> _Task_
Go through the listing and return every line with "styles" in it.

> _Data shown_
################

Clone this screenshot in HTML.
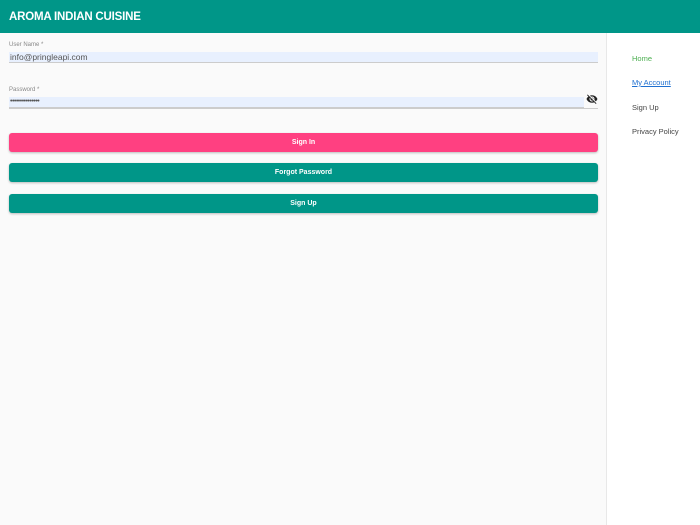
<!DOCTYPE html>
<html><head><style>
*{margin:0;padding:0;box-sizing:border-box}
body{width:700px;height:525px;overflow:hidden;font-family:"Liberation Sans",sans-serif;background:#fafafa;position:relative}
.hdr{position:absolute;left:0;top:0;width:700px;height:33px;background:#009688;color:#fff;font-weight:bold;font-size:11.5px;padding:11px 0 0 9px;letter-spacing:-0.2px}
.side{position:absolute;left:606px;top:33px;width:94px;height:492px;background:#fff;border-left:1px solid #e8e8e8}
.side a{position:absolute;left:25px;font-size:7.5px;color:#444;text-decoration:none}
.lbl{position:absolute;left:9px;font-size:6px;color:#888}
.inp{position:absolute;left:9px;width:589px;height:11px;background:#e8f0fe;border-bottom:1px solid #ccc;font-size:8.5px;color:#555;line-height:10px;padding-left:1px}
.btn{position:absolute;left:9px;width:589px;height:19px;border-radius:3px;color:#fff;font-weight:bold;font-size:7px;text-align:center;line-height:19px;box-shadow:0 1px 2px rgba(0,0,0,.25)}
</style></head><body>
<div class="hdr">AROMA INDIAN CUISINE</div>
<div class="lbl" style="top:42px">User Name *</div>
<div class="inp" style="top:52px">info@pringleapi.com</div>
<div class="lbl" style="top:87px">Password *</div>
<div class="inp" style="top:97px;width:575px;font-size:7px;letter-spacing:-0.5px">•••••••••••••••</div>
<div style="position:absolute;left:9px;top:108px;width:589px;border-bottom:1px solid #ccc"></div>
<svg style="position:absolute;left:586px;top:93px" width="12" height="12" viewBox="0 0 24 24"><path fill="#222" d="M12 7c2.8 0 5 2.2 5 5 0 .6-.1 1.3-.4 1.8l2.9 2.9c1.5-1.3 2.7-2.9 3.4-4.7-1.7-4.4-6-7.5-11-7.5-1.4 0-2.7.3-4 .7l2.2 2.2c.6-.3 1.2-.4 1.9-.4zM2 4.3l2.3 2.3.5.4C3.1 8.3 1.8 10 1 12c1.7 4.4 6 7.5 11 7.5 1.5 0 3-.3 4.4-.8l.4.4 2.9 2.9 1.3-1.3L3.3 3 2 4.3zm5.5 5.5l1.6 1.6c0 .2-.1.4-.1.6 0 1.700 1.3 3 3 3 .2 0 .4 0 .6-.1l1.6 1.6c-.7.3-1.4.5-2.2.5-2.8 0-5-2.2-5-5 0-.8.2-1.5.5-2.2zm4.3-.8l3.2 3.2V12c0-1.7-1.3-3-3-3h-.2z"/></svg>
<div class="btn" style="top:133px;background:#ff4081">Sign In</div>
<div class="btn" style="top:163px;background:#009688">Forgot Password</div>
<div class="btn" style="top:194px;background:#009688">Sign Up</div>
<div class="side">
<a style="top:21px;color:#4caf50">Home</a>
<a style="top:45px;color:#1e6fd0;text-decoration:underline">My Account</a>
<a style="top:70px">Sign Up</a>
<a style="top:94px">Privacy Policy</a>
</div>
</body></html>
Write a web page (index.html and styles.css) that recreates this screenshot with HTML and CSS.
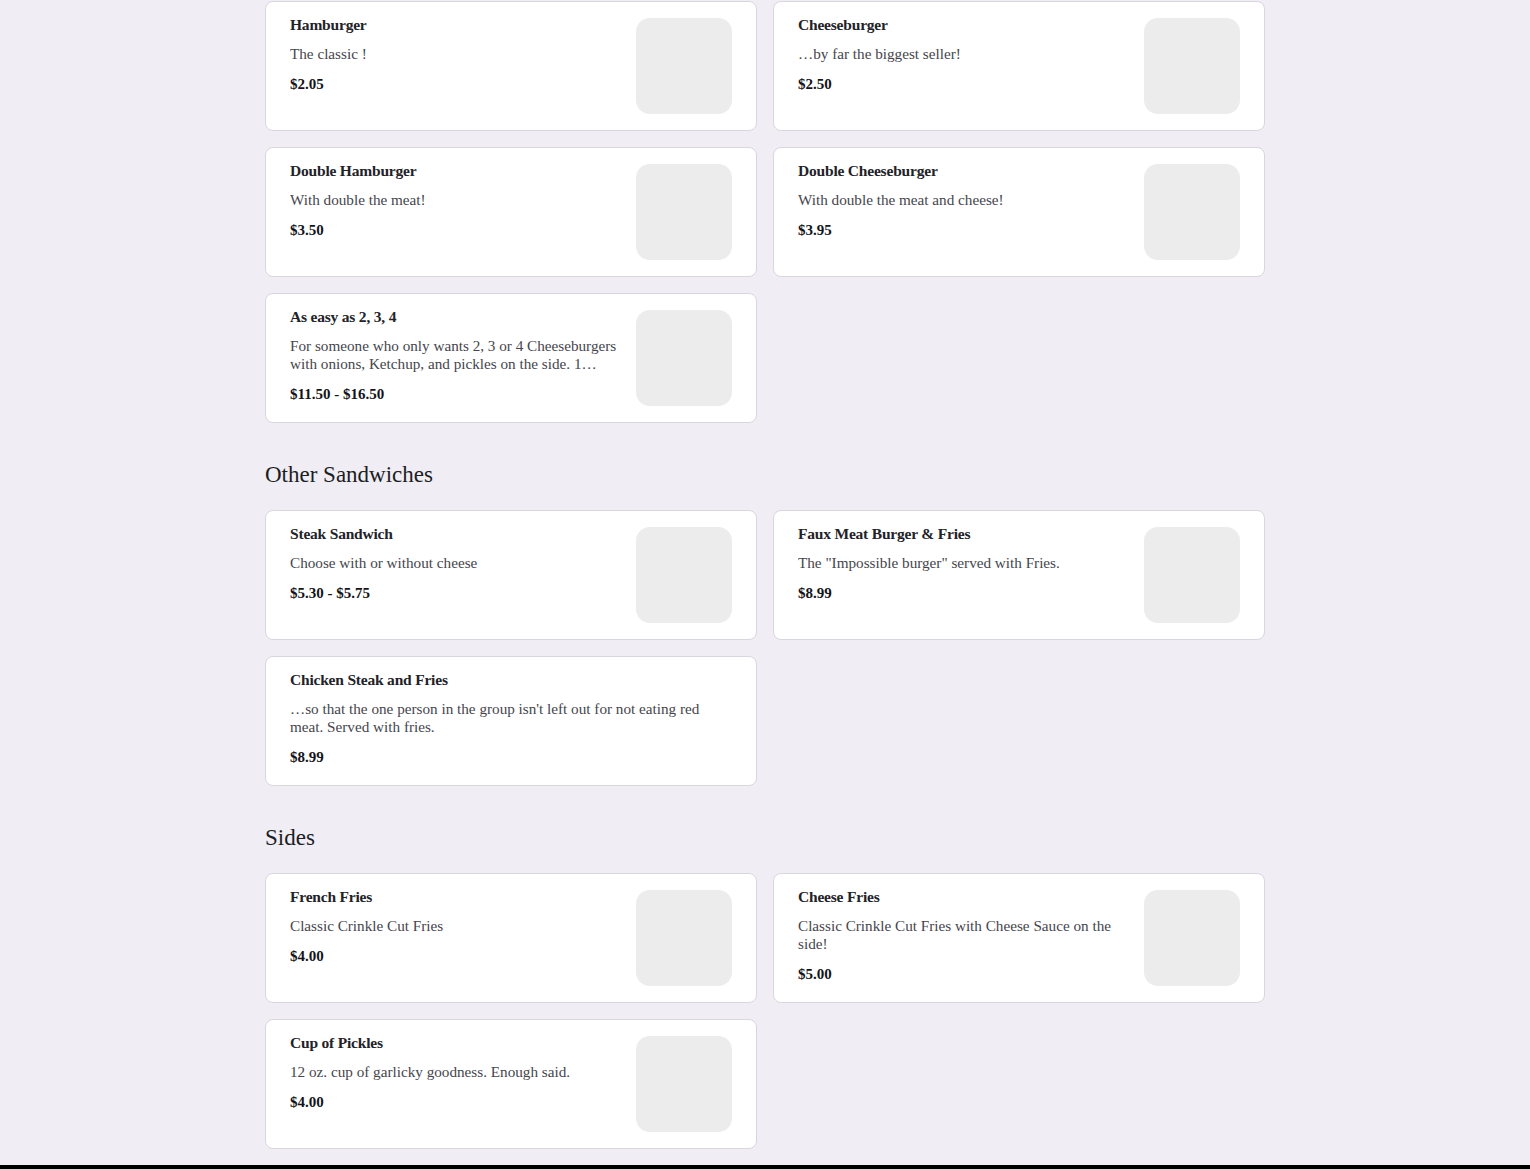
FILE: index.html
```html
<!DOCTYPE html>
<html lang="en">
<head>
<meta charset="utf-8">
<title>Menu</title>
<link rel="stylesheet" href="styles.css">
</head>
<body>
<main class="menu">
  <section class="section">
    <div class="grid">
      <article class="card">
        <div class="info">
          <h3 class="name">Hamburger</h3>
          <p class="desc">The classic !</p>
          <p class="price">$2.05</p>
        </div>
        <div class="thumb"></div>
      </article>
      <article class="card">
        <div class="info">
          <h3 class="name">Cheeseburger</h3>
          <p class="desc">…by far the biggest seller!</p>
          <p class="price">$2.50</p>
        </div>
        <div class="thumb"></div>
      </article>
      <article class="card">
        <div class="info">
          <h3 class="name">Double Hamburger</h3>
          <p class="desc">With double the meat!</p>
          <p class="price">$3.50</p>
        </div>
        <div class="thumb"></div>
      </article>
      <article class="card">
        <div class="info">
          <h3 class="name">Double Cheeseburger</h3>
          <p class="desc">With double the meat and cheese!</p>
          <p class="price">$3.95</p>
        </div>
        <div class="thumb"></div>
      </article>
      <article class="card">
        <div class="info">
          <h3 class="name">As easy as 2, 3, 4</h3>
          <p class="desc">For someone who only wants 2, 3 or 4 Cheeseburgers with onions, Ketchup, and pickles on the side. 1…</p>
          <p class="price">$11.50 - $16.50</p>
        </div>
        <div class="thumb"></div>
      </article>
    </div>
  </section>

  <section class="section">
    <h2 class="heading">Other Sandwiches</h2>
    <div class="grid">
      <article class="card">
        <div class="info">
          <h3 class="name">Steak Sandwich</h3>
          <p class="desc">Choose with or without cheese</p>
          <p class="price">$5.30 - $5.75</p>
        </div>
        <div class="thumb"></div>
      </article>
      <article class="card">
        <div class="info">
          <h3 class="name">Faux Meat Burger &amp; Fries</h3>
          <p class="desc">The "Impossible burger" served with Fries.</p>
          <p class="price">$8.99</p>
        </div>
        <div class="thumb"></div>
      </article>
      <article class="card">
        <div class="info">
          <h3 class="name">Chicken Steak and Fries</h3>
          <p class="desc">…so that the one person in the group isn't left out for not eating red meat. Served with fries.</p>
          <p class="price">$8.99</p>
        </div>
      </article>
    </div>
  </section>

  <section class="section">
    <h2 class="heading">Sides</h2>
    <div class="grid">
      <article class="card">
        <div class="info">
          <h3 class="name">French Fries</h3>
          <p class="desc">Classic Crinkle Cut Fries</p>
          <p class="price">$4.00</p>
        </div>
        <div class="thumb"></div>
      </article>
      <article class="card">
        <div class="info">
          <h3 class="name">Cheese Fries</h3>
          <p class="desc">Classic Crinkle Cut Fries with Cheese Sauce on the side!</p>
          <p class="price">$5.00</p>
        </div>
        <div class="thumb"></div>
      </article>
      <article class="card">
        <div class="info">
          <h3 class="name">Cup of Pickles</h3>
          <p class="desc">12 oz. cup of garlicky goodness. Enough said.</p>
          <p class="price">$4.00</p>
        </div>
        <div class="thumb"></div>
      </article>
    </div>
  </section>
</main>
<footer class="footer"></footer>
</body>
</html>
```

FILE: styles.css
```css
* {
  box-sizing: border-box;
}

html, body {
  margin: 0;
  padding: 0;
}

body {
  background: #f0eef4;
  font-family: "Liberation Serif", "DejaVu Serif", serif;
  color: #222;
}

.menu {
  width: 1000px;
  margin: 0 auto;
  padding-top: 1px;
  padding-bottom: 16px;
}

.heading {
  margin: 37px 0 20px;
  font-family: "Liberation Serif", serif;
  font-weight: 400;
  font-size: 23px;
  line-height: 30px;
  color: #1d1d24;
}

.grid {
  display: grid;
  grid-template-columns: 492px 492px;
  gap: 16px;
}

.card {
  display: flex;
  gap: 16px;
  min-height: 130px;
  padding: 16px 24px;
  background: #fff;
  border: 1px solid #d9d7dd;
  border-radius: 8px;
}

.info {
  flex: 1;
  min-width: 0;
}

.name {
  margin: -1px 0 0;
  font-family: "Liberation Serif", serif;
  font-weight: 700;
  font-size: 15.5px;
  line-height: 16px;
  color: #222228;
  letter-spacing: -0.2px;
}

.desc {
  margin: 12px 0 0;
  font-size: 15.2px;
  line-height: 18px;
  color: #45454c;
  display: -webkit-box;
  -webkit-line-clamp: 2;
  -webkit-box-orient: vertical;
  overflow: hidden;
}

.price {
  margin: 12px 0 0;
  font-size: 15px;
  font-weight: 700;
  line-height: 18px;
  color: #141418;
}

.thumb {
  flex: none;
  width: 96px;
  height: 96px;
  border-radius: 14px;
  background: #ececec;
}

.footer {
  height: 120px;
  background: #000;
}
```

################

> _The solution_
Write a web page (index.html and styles.css) that recreates this screenshot with HTML and CSS.
<link rel="stylesheet" href="styles.css">
FILE: styles.css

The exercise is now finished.